"Gimana kabarnya, kawan?" "Semoga saja tetap sehat selalu, ya!"
Sapaan yang sebenarnya menanyakan soal kondisi diri kita. Tetapi, kita mungkin kerap bingung menjawabnya dalam situasi seperti kini. Menjawab kondisi apa adanya, yang bisa saja dimaknai kepasrahan, sambat atas kondisi yang dihadapi, atau terpaksa harus nyamar (menyembunyikan keadaan yang sebenarnya).
Masa-masa pandemi akibat corona sejak beberapa bulan terakhir memang menempatkan siapapun dalam situasi yang sama. Semua terasa serba sulit dan tak pasti, meski sebenarnya kita tidak sedang sakit atau tidak memiliki pekerjaan sama sekali. Semua buru-buru mengklaim, sama-sama terganggu dan menjadi terdampak covid-19.

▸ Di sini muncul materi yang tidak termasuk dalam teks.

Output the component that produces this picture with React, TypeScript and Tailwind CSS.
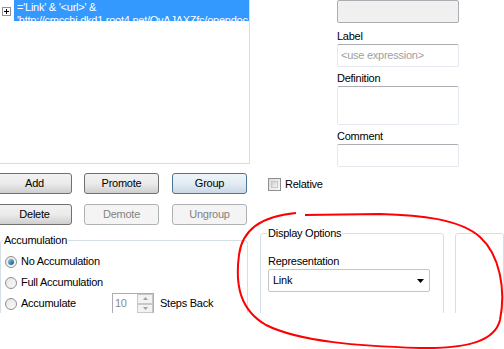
import React from "react";

const font = "font-['Liberation_Sans',Arial,sans-serif] text-[11px] tracking-[-0.25px]";

function WinButton({
  label,
  variant = "normal",
  className = "",
}: {
  label: string;
  variant?: "normal" | "hover" | "disabled";
  className?: string;
}) {
  const styles = {
    normal:
      "border-[#707070] bg-gradient-to-b from-[#f2f2f2] via-[#ebebeb] to-[#cfcfcf] text-black",
    hover:
      "border-[#4f7391] bg-gradient-to-b from-[#eef4f9] via-[#e2ecf4] to-[#c9d8e5] text-black",
    disabled: "border-[#adb2b5] bg-[#f4f4f4] text-[#838383]",
  };
  return (
    <div
      className={`flex h-[21px] w-[75px] items-center justify-center rounded-[3px] border ${styles[variant]} ${className}`}
    >
      {label}
    </div>
  );
}

function Radio({ checked, label }: { checked?: boolean; label: string }) {
  return (
    <div className="flex h-[21px] items-center gap-[4px]">
      <div className="flex h-[12px] w-[12px] items-center justify-center rounded-full border border-[#8f8f8f] bg-gradient-to-br from-[#e6e6e6] to-[#fafafa]">
        {checked && (
          <div className="h-[6px] w-[6px] rounded-full bg-gradient-to-br from-[#8ad0f4] to-[#0d4f86]" />
        )}
      </div>
      <span>{label}</span>
    </div>
  );
}

export default function App() {
  return (
    <div className={`relative h-[349px] w-[504px] overflow-hidden bg-white text-black ${font}`}>
      <div className="h-[313px] overflow-hidden">
        {/* top row: expression list + properties */}
        <div className="flex h-[170px]">
          <div className="h-[164px] w-[250px] shrink-0 border-b border-r border-[#dcdcdc]">
            <div className="flex">
              <div className="ml-[2px] mt-[7px] flex h-[9px] w-[9px] items-center justify-center border border-[#919191] bg-white text-[9px] leading-none">
                <svg width="7" height="7" viewBox="0 0 7 7">
                  <path d="M1 3.5h5M3.5 1v5" stroke="#000" strokeWidth="1" />
                </svg>
              </div>
              <div className="ml-[3px] h-[21px] flex-1 overflow-hidden whitespace-nowrap bg-[#3399ff] pl-[3px] leading-[13px] text-white">
                <div className="pt-[1px]">='Link' &amp; '&lt;url&gt;' &amp;</div>
                <div>'http://cmcchi.dkd1.root4.net/QvAJAXZfc/opendoc.htm</div>
              </div>
            </div>
          </div>

          <div className="ml-[87px] flex w-[122px] flex-col">
            <div className="h-[23px] rounded-[2px] border border-[#abadb3] bg-[#f0f0f0]" />
            <div className="mt-[5px] h-[16px] leading-[16px]">Label</div>
            <div className="flex h-[23px] items-center rounded-[2px] border border-[#e3e9ef] border-t-[#abadb3] px-[3px] text-[#a0a0a0]">
              &lt;use expression&gt;
            </div>
            <div className="mt-[3px] h-[16px] leading-[16px]">Definition</div>
            <div className="h-[39px] rounded-[2px] border border-[#e3e9ef] border-t-[#abadb3]" />
            <div className="mt-[3px] h-[16px] leading-[16px]">Comment</div>
            <div className="h-[23px] rounded-[2px] border border-[#e3e9ef] border-t-[#abadb3]" />
          </div>
        </div>

        {/* buttons */}
        <div className="mt-[3px] flex">
          <div className="ml-[-3px] flex w-[253px] shrink-0 flex-col gap-[10px]">
            <div className="flex gap-[12px]">
              <WinButton label="Add" />
              <WinButton label="Promote" />
              <WinButton label="Group" variant="hover" className="ml-[1px]" />
            </div>
            <div className="flex gap-[12px]">
              <WinButton label="Delete" />
              <WinButton label="Demote" variant="disabled" />
              <WinButton label="Ungroup" variant="disabled" className="ml-[1px]" />
            </div>
          </div>
          <div className="ml-[18px] mt-[5px] flex h-[13px] items-center gap-[4px]">
            <div className="h-[13px] w-[13px] border border-[#8f8f8f] bg-gradient-to-br from-[#dcdcdc] to-[#f8f8f8] p-[2px]">
              <div className="h-full w-full border border-[#c8c8c8] bg-gradient-to-br from-[#d0d0d0] to-[#f4f4f4]" />
            </div>
            <span>Relative</span>
          </div>
        </div>

        {/* bottom group boxes */}
        <div className="mt-[8px] flex">
          <div className="relative mt-[7px] h-[90px] w-[248px] shrink-0 rounded-[3px] border border-[#d5dfe5] pl-[4px] pt-[10px]">
            <div className="absolute left-[2px] top-[-8px] bg-white px-[1px] leading-[14px]">Accumulation</div>
            <Radio checked label="No Accumulation" />
            <Radio label="Full Accumulation" />
            <div className="flex items-center">
              <div className="w-[107px]">
                <Radio label="Accumulate" />
              </div>
              <div className="flex h-[21px] w-[42px] items-stretch border border-[#abadb3]">
                <div className="flex flex-1 items-center pl-[2px] text-[#8a8a8a]">10</div>
                <div className="flex w-[16px] flex-col">
                  <div className="flex flex-1 items-center justify-center border border-[#c8c8c8] bg-[#f2f2f2]">
                    <svg width="5" height="3" viewBox="0 0 5 3">
                      <path d="M0 3L2.5 0L5 3Z" fill="#a0a0a0" />
                    </svg>
                  </div>
                  <div className="flex flex-1 items-center justify-center border border-[#c8c8c8] bg-[#f2f2f2]">
                    <svg width="5" height="3" viewBox="0 0 5 3">
                      <path d="M0 0L2.5 3L5 0Z" fill="#a0a0a0" />
                    </svg>
                  </div>
                </div>
              </div>
              <span className="ml-[6px]">Steps Back</span>
            </div>
          </div>

          <div className="relative ml-[12px] h-[90px] w-[184px] shrink-0 rounded-[3px] border border-[#d5dfe5] px-[7px] pt-[19px]">
            <div className="absolute left-[6px] top-[-8px] bg-white px-[1px] leading-[14px]">Display Options</div>
            <div className="h-[16px] leading-[16px]">Representation</div>
            <div className="flex h-[23px] w-[162px] items-center justify-between rounded-[2px] border border-[#c5c5c5] bg-white pl-[4px] pr-[5px]">
              <span>Link</span>
              <svg width="7" height="4" viewBox="0 0 7 4">
                <path d="M0 0H7L3.5 4Z" fill="#000" />
              </svg>
            </div>
          </div>

          <div className="ml-[11px] h-[90px] w-[60px] rounded-[3px] border border-[#d5dfe5]" />
        </div>
      </div>

      {/* red hand-drawn circle */}
      <svg className="pointer-events-none absolute left-0 top-0" width="504" height="349" viewBox="0 0 504 349">
        <path
          d="M296 213 C262 216, 242 230, 239 255 C235 285, 240 310, 266 325 C300 342, 360 346, 420 348 C470 349, 495 340, 500 320 C506 290, 500 255, 480 237 C460 219, 420 215, 380 214 L305 215"
          fill="none"
          stroke="#ff0000"
          strokeWidth="2"
        />
      </svg>
    </div>
  );
}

Situasi pandemi, seperti tak mengenal status sosial ekonomi masyarakat sebelumnya, yang sudah terlihat mapan sekalipun. Yang lebih dimaknai jamak kini hanya satu, bagaimana uang dan pendapatkan bisa diperoleh dan dinikmati dengan mudah.
Kondisi keuangan yang stabil, maka keseharian kita dan keluarga akan baik-baik saja. Simpel dan tidak ada yang salah memang pemikiran semacam ini!
Yang cukup memrihatinkan sebenarnya, kondisi pandemi serba sulit ini akhirnya melemahkan etos bekerja dan daya juang siapapun. Terlebih, jika terjadi pada orang dengan status sosial lebih baik. Pendek kata, pandemi yang harus dihadapi kini akhirnya mudah saja menjadikan siapapun 'Saya miskin' atau 'Kami kurang sejahtera' karena terdampak covid-19. Miris bukan?
Soal predikat dan label 'miskin atau kurang sejahtera' ini, belakangan memang banyak tersaji angkanya. Padahal, status sosial ekonomi calon penerima sebelumnya tidak termasuk di dalam kategori ini.
Ini beriringan dengan adanya berbagai program bantuan stimulus pemerintah. Sebut saja, Bantuan Sosial Tunai Kemensos, BLT Dana Desa Kemendesa-PDT, atau bantuan sejenis yang dikaitkan penanggulangan dampak covid-19.
Terlepas karut marut atau kredibilitas pendataan dan datakrasi yang ada soal status sosil ini, setidaknya sudah banyak contoh kasusnya. Didapati tidak sedikit penerima bansos pemerintah ini, sebenarnya usia produktif yang mudah saja bekerja, atau bahkan ada yang masih berstatus aktif mahasiswa semester awal. Sebaliknya, banyak jumlahnya yang mungkin lebih membutuhkan bansos ini, namun tidak bisa menikmatinya.
Mencukupi Kebutuhan atau Mensejahterakan?
Sekali lagi, banyak munculnya gejala sosial 'Saya juga miskin' atau 'Kami kurang sejahtera' terlebih masa pandemi kini, bisa jadi fenomena baru. Lebih disayangkan, pihak yang mestinya kurang layak mendapatkan bansos atau menjadi penerima bantuan lain seperti PKH, terkesan 'bangga' atau menerima begitu saja (sustain), sebagai sasaran tetap bertahun-tahun. Padahal, jika nyatanya masih mampu menjadi tukang borongan dan karyawan harian di pabrik, apakah ini tergolong miskin?
Bisa dikatakan, kebijakan pemerintah menyangkut masalah kemiskinan cukup kuat, sejak era Pemerintahan Presiden SBY hingga jalan dua kali rejim Pemerintahan Joko Widodo. Kebijakan melalui program Jaring Pengamanan Sosial (JPS) bagi rakyat Indonesia selalu menjadi prioritas pembangunan sosial ekonomi era Jokowi.